10-Step Guide to Financing Your Dream Home
Step #1 – Smart Financial Planning Must Come Before Homeownership
Return Tomorrow for Step #2
Whether you’ve got house envy about your best friend’s new place or just want to start building equity instead of renting, the first time you think about becoming a homeowner is the moment you should start financial planning.
While it may be tempting to begin looking at homes for sale, you need to be financially prepared so you don’t fall into the trap of identifying your perfect home—and then realizing you can’t afford to buy it.
Casual visits to open houses or random Internet searches are fine to see what homes cost where you want to live, but you will need to start working on your finances, too.
The most important elements of the financial planning you need to put in place before buying a home are developing a budget and starting to save.
Financial Planning for Homeownership
When you are ready to consult a lender to find out if you can be approved for a loan, the lender will base a decision on your credit profile, income, assets, job history and debt-to-income ratio.
Your debt-to-income ratio for the lender’s purposes is based on the minimum monthly payment for all of your credit card debt, student loans, car loans and personal loans—compared to your gross monthly income. In many cases the amount a lender will say you can borrow is higher than you may feel comfortable borrowing.
It’s crucial you decide what you think you can afford for your monthly payment and work with that number when you begin searching for a home.
Your comfort level should take into consideration other financial goals you have—saving for child-raising expenses, college tuition, retirement and even things like vacations, skiing or golf. Most of those expenses won’t be part of your lender’s calculation of what you can afford to spend on a housing payment.
Most lenders allow a maximum overall debt-to-income ratio of 43%, and some allow only a 41% ratio. The housing payment portion of your income should be a maximum of 31%, so if your annual income is $60,000 and your monthly gross income is $5,000, then your housing payment should be $1,550 or less.
Homeowners have extra expenses renters don’t, such as property taxes and homeowners insurance. Your mortgage payment will include those costs as well as the principal and interest on your loan. You may also pay mortgage insurance if you make a down payment of less than 20%.
If you live in a condo or a community with a homeowners association (HOA), you will pay condo or HOA fees separately.
You should also budget for maintenance and repairs on your home, at least 1% of the home value.

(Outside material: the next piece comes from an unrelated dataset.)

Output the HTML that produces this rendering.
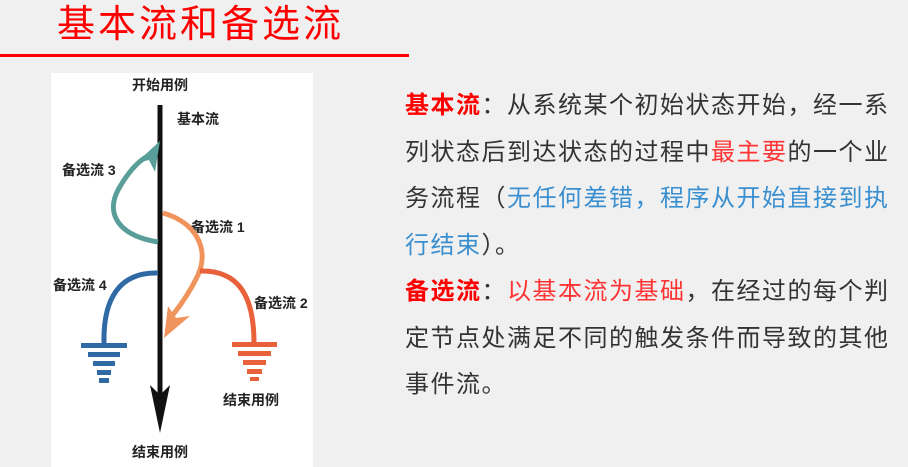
<!DOCTYPE html>
<html><head><meta charset="utf-8"><style>
body{margin:0;width:908px;height:467px;background:#f0f0f0;overflow:hidden;position:relative;font-family:"Liberation Sans","Noto Sans CJK SC",sans-serif}
.t{position:absolute;left:57px;top:0px;font-size:38px;color:#f00;letter-spacing:3px;white-space:nowrap;line-height:50px}
.hr{position:absolute;left:0;top:54px;width:409px;height:3px;background:#f00}
.img{position:absolute;left:51px;top:73px;width:262px;height:394px;background:#fff}
.txt{position:absolute;left:405px;top:83px;font-size:24px;line-height:46.5px;letter-spacing:1.5px;color:#333;white-space:nowrap}
.r{color:#f00;font-weight:bold}.rr{color:#f33}.b{color:#3a8fd0}
</style></head><body>
<div class="t">基本流和备选流</div>
<div class="hr"></div>
<div class="img"></div>
<svg style="position:absolute;left:0;top:0" width="908" height="467">
<g font-family="Liberation Sans,Noto Sans CJK SC,sans-serif" font-size="14" font-weight="bold" fill="#222">
<text x="160" y="90" text-anchor="middle">开始用例</text>
<text x="177" y="124">基本流</text>
<text x="62" y="175">备选流 3</text>
<text x="191" y="232">备选流 1</text>
<text x="53" y="290">备选流 4</text>
<text x="254" y="308">备选流 2</text>
<text x="223" y="405">结束用例</text>
<text x="160" y="457" text-anchor="middle">结束用例</text>
</g>
<line x1="160" y1="105" x2="160" y2="395" stroke="#111" stroke-width="5"/>
<polygon points="150,385 160,395 170,385 160,433" fill="#111"/>
<path d="M158 242 C120 236 105 215 118 190 C128 172 138 162 146 157" stroke="#5a9e9a" stroke-width="5" fill="none"/>
<polygon points="160,141 155,172 149,160 136,163" fill="#5a9e9a"/>
<path d="M163 213 C195 222 210 248 198 275 C190 292 180 306 172 316" stroke="#f0935c" stroke-width="5" fill="none"/>
<polygon points="164,338 168,306 176,318 190,316" fill="#f0935c"/>
<path d="M200 271 C238 270 254 295 254 343" stroke="#e8613a" stroke-width="5" fill="none"/>
<g fill="#e8613a"><rect x="232" y="342" width="45" height="5"/><rect x="238" y="351" width="33" height="5"/><rect x="243" y="360" width="23" height="5"/><rect x="247" y="369" width="15" height="5"/><rect x="250" y="377" width="9" height="4"/></g>
<path d="M158 273 C120 272 103 298 104 343" stroke="#2f6aa5" stroke-width="5" fill="none"/>
<g fill="#2f6aa5"><rect x="81" y="343" width="46" height="5"/><rect x="88" y="352" width="32" height="5"/><rect x="93" y="361" width="22" height="5"/><rect x="97" y="370" width="14" height="5"/><rect x="99" y="378" width="10" height="5"/></g>
</svg>
<div class="txt"><span class="r">基本流</span>：从系统某个初始状态开始，经一系<br>列状态后到达状态的过程中<span class="rr">最主要</span>的一个业<br>务流程（<span class="b">无任何差错，程序从开始直接到执</span><br><span class="b">行结束</span>）。<br><span class="r">备选流</span>：<span class="rr">以基本流为基础</span>，在经过的每个判<br>定节点处满足不同的触发条件而导致的其他<br>事件流。</div>
</body></html>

Before you become a homeowner, you should create a budget based on your current finances and consider how you can adjust that budget to accommodate extra savings to allow you to buy a home and to afford potentially higher housing payments.
There are countless resources for living frugally and finding ways to save on everyday expenses such as your cable bill and groceries, but in order to save for a home you will need discipline to set aside money for the future.
Here are some ways to do that:
Create a special savings account for your home purchase and have part of every paycheck automatically transferred to that account. Start with as little as $100 if you can afford it so you get used to living on less and then gradually increase the amount.
Consider saving the difference between your rent and anticipated housing payment. This increase your savings, and you’ll also show a lender an established savings pattern and the ability to afford the housing payment.
Work extra hours or take on a second job temporarily to increase your income. Even something simple like walking dogs each evening or babysitting can help your savings accumulate more quickly.
If you get a bonus, a tax refund or a cash gift, deposit it into your home-buying account.
The simple process of creating a financial plan should be the beginning of a long-term plan to buy a house—and to keep it.